Interesting conversation between Will Wilkinson and Stephen Marglin of Harvard. I listened to this because Stephen Marglin is a distinguished radical/communitarian Economist and because I hoped that listening to a smart man I confidently expected to disagree with would kickstart my brain.
As expected, I disagreed with most of what he said. What was unexpected was that I largely agreed with him about what the costs and benefits of a market economy are. We disagree about the weights to assign to those losses and benefits.
The heart of his argument seems to be:
1. belonging to a community is extremely important to human flourishing
2. a market economy replaces a way of life where we contribute to the community, and depend on it, with one based on impersonal trade
3. this has led to tremendous gains in productivity and in the wealth of nations
4. however it has also alienated people from one another; we are no longer embedded in our local communities but are part of an vast, abstract, extended market system
5. this is nobody's fault; it is the unintended consequence of decisions taken by individuals over several generations
6. this has terrible consequences for many of the people in our communities, especially the weakest and poorest
7. to repair this damage, we must always consciously take into account the effect on our communities of the decisions we take; we need to choose what will bind our communities closer together, even if not a single member of our community is better off as a result of that decision. In a sense, the "community" becomes an interested party to all our decisions and choices.
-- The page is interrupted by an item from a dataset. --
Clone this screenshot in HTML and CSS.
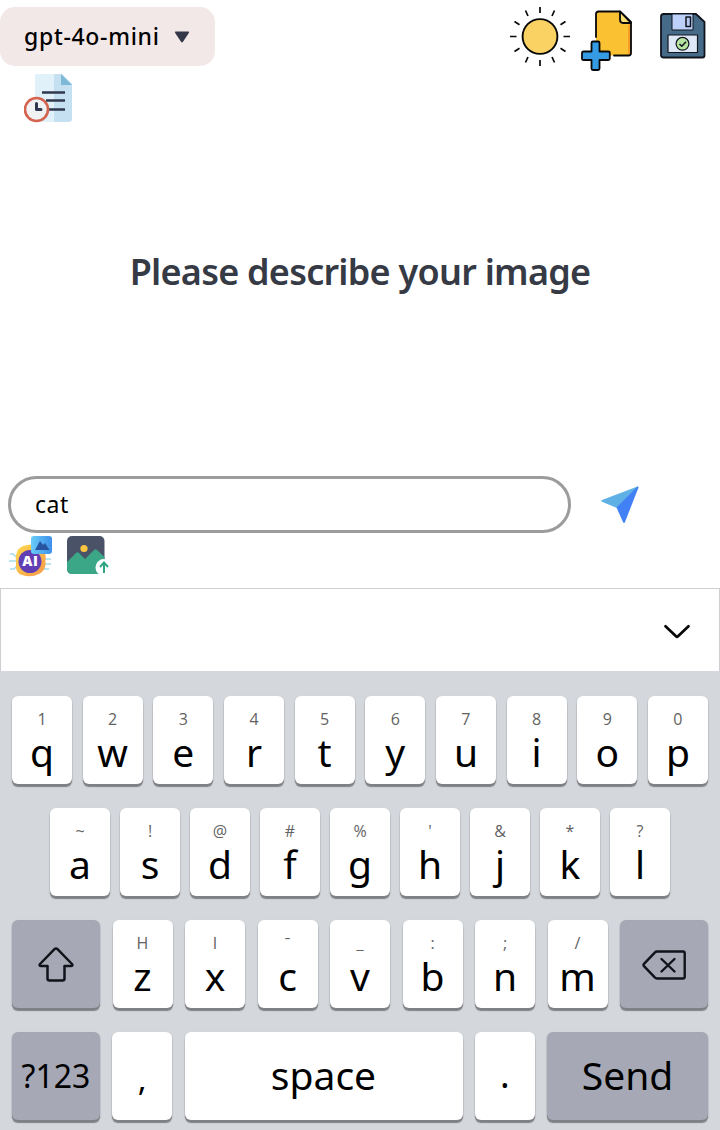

Stephen Marglin explicitly recognizes the terrible costs of living in an all-enveloping community, but I wonder if he realizes how bad it can get.
I agree with much of what he says, especially about the costs borne by the weakest people in a society, but I am sure he recognizes just how impossible it is for a society to reverse such a move, even if everyone in that society wishes it. Simple Game Theory suggests that this genie can never be returned to its bottle.
More than that, I wonder if he recognizes how many people actually crave freedom from community, and welcome markets specifically for that reason.
Drawing on the experiences of a group of informants who participated in an ethnographic study of house moving in MontrĂ©al, Canada, my article shows that people often confront the social expectations and consequences of the gift economy—for example, they try to avoid indebtedness—by shifting back and forth between the gift economy and the market. But more importantly, and contrary to what the work of many consumer researchers would lead one to expect, it shows that people may escape to the market.
This is besides the obvious problem of deciding which community I belong to. If it is human to want to belong to a community, it is equally human to see those who do not belong to that community as not only outsiders, but also enemies, or even sub-human. Brad DeLong quotes Hirshmann and Adam Smith to show that classical economists believed that the growth of trade would be one more stage in the self-domestication of Man; as he notes
Even Smith's self-interested and calculating market agents are sociable ones: they exchange, and perhaps they cheat--they don't kill, rape, burn, and steal. Which is odd, given that fifty years before Smith was born not far from his house there were lots of people who saw others not as potential partners in acts of mutually-beneficial commerce but instead as either (i) clan allies, (ii) clan enemies to be killed, or (iii) strangers to be robbed.I am glad I listened to the talk. I was not convinced by his arguments, but I do now better understand what I think, and why.